I think that is in fact validating in the sense that the article means it.

Here's validating a CSV in Python (which I'm using because it's a language that's, well, less excited about types than the author's choice of Haskell, to show that the principle still applies):

    def validate_data(filename):
        reader = csv.DictReader(open(filename))
        for row in reader:
            try:
                date = datetime.datetime.fromisoformat(row["date"])
            except ValueError:
                print("ERROR: Invalid date", row)
            if date < datetime.datetime(2021, 1, 1):
                print("ERROR: Last year's data", row))
            # etc.
        return errors

    def actually_work_with_data(filename):
        reader = csv.DictReader(open(filename))
        for row in reader:
            try:
                date = datetime.datetime.fromisoformat(row["date"])
            except ValueError:
                raise Exception("Wait, didn't you validate this already???")
            # etc.

Yes, it's a kind of silly example, but - the validation routine is already doing the work of getting the data into the form you want, and now you have some DRY problems. What happens if you start accepting additional time formats in validate_data but you forget to teach actually_work_with_data to do the same thing?

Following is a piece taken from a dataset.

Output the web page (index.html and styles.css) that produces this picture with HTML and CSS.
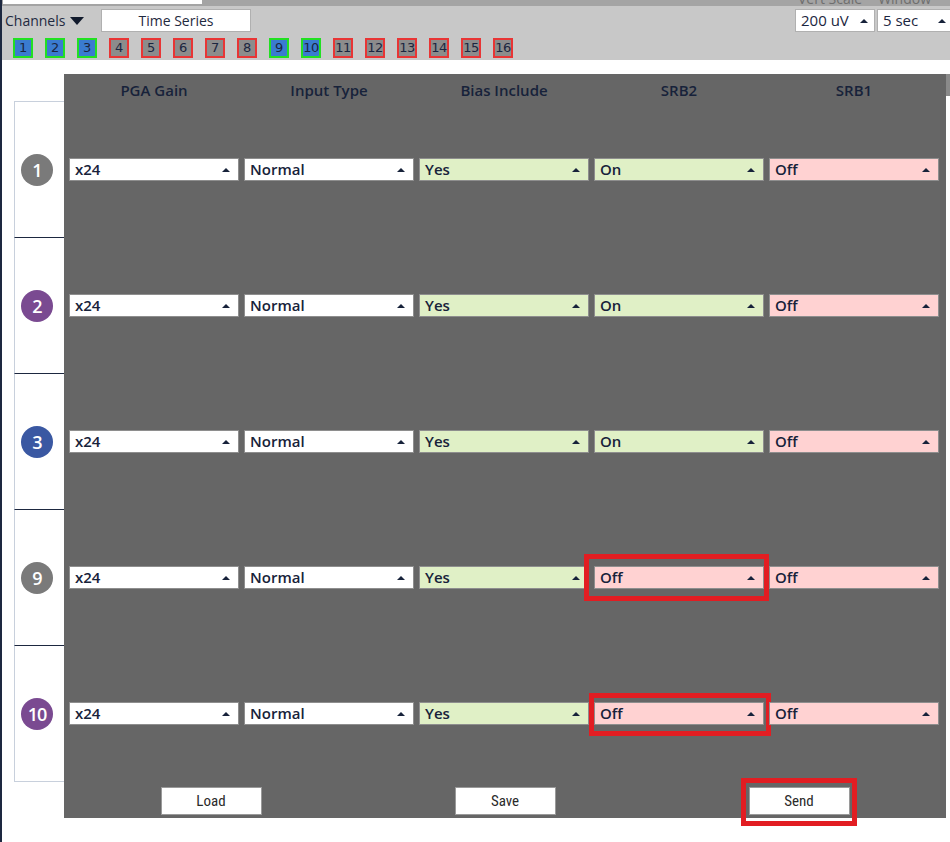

The insight is that the work of reporting errors in the data is exactly the same as the work of getting non-erroneous data into a usable form. If a row of data doesn't have an error, that means it's usable; if you can't turn it into a directly usable format, that necessarily means it has some sort of error.

So what you want is a function that takes the data and does both of these at the same time, because it's actually just a single task.

In a language like Haskell or Rust, there's a built-in type for "either a result or an error", and the convention is to pass errors back as data. In a language like Python, there isn't a similar concept and the convention is to pass errors as exceptions. Since you want to accumulate all the errors, I'd probably just put them into a separate list:

    @attr.s # or @dataclasses.dataclass, whichever
    class Order:
        name: str
        date: datetime.datetime
        ...

    def parse(filename):
        data = []
        errors = []
        reader = csv.DictReader(open(filename))
        for row in reader:
            try:
                date = datetime.datetime.fromisoformat(row["date"])
            except ValueError:
                errors.append(("Invalid date", row))
                continue
            if date < datetime.datetime(2021, 1, 1):
                errors.append(("Last year's data", row))
                continue
            # etc.
            data.append(Order(name=row["name"], date=date, ...))
        return data, errors

And then all the logic of working with the data, whether to actually use it or to report errors, is in one place. Both your report of bad data and your actually_work_with_data function call the same routine. Your actual code doesn't have to parse fields in the CSV itself; that's already been done by what used to be the validation code. It gets a list of Order objects, and unlike a dictionary from DictReader, you know that an Order object is usable without further checks. (The author talks about "Use a data structure that makes illegal states unrepresentable" - this isn't quite doable in Python where you can generally put whatever you want in an object, but if you follow the discipline that only the parse() function generates new Order objects, then it's effectively true in practice.)

And if your file format changes, you make the change in one spot; you've kept the code DRY.